Anybody following the discussions around “Web Services” in recent years is aware
of the fuzzy definition of the term, and a little bit of history can quite easily explain
some of the confusions around current terminology (or use of terminology). The
general idea of using Web technologies to not only deliver Web pages (HTML
documents) between HTTP clients and servers appeared probably more than 10
years ago, when it became clear that theWeb and its technical foundations of URIs,
HTTP, and HTML were becoming a very widely deployed information delivery and
service platform. Late in the 1990s, one major approach of implementing this idea
gained a lot of traction, the Simple Object Access Protocol (SOAP) (Box et al. 1999).
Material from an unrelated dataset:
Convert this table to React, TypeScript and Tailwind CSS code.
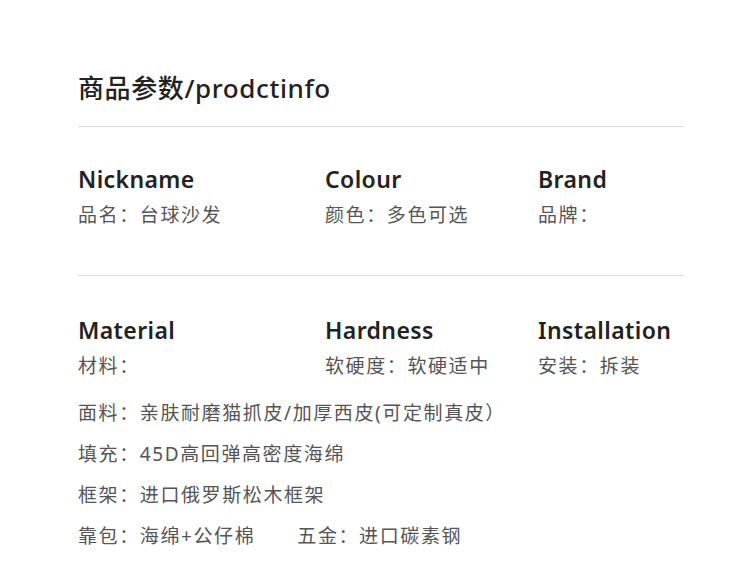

SOAP used the new Extensible Markup Language (XML) (Bray et al. 1998) as a
packaging format for a Remote Procedure Call (RPC) mechanism, and thus simply
used the well-established pattern of using RPC mechanisms for implementing
distribution, and packaged it using the Web technologies XML and HTTP. Before
that, most RPC mechanisms used their own packaging/marshalling formats, and
oftentimes even their own delivery protocols, so reusing existing Web technologies
for this made sense, and reduced the amount of proprietary technologies required
for RPC implementations. Additionally, tunneling SOAP messages through HTTP
had the great advantage of using a protocol which would – by default – go
through corporate firewalls and thus greatly facilitate the integration of distributed
applications in business to business scenarios.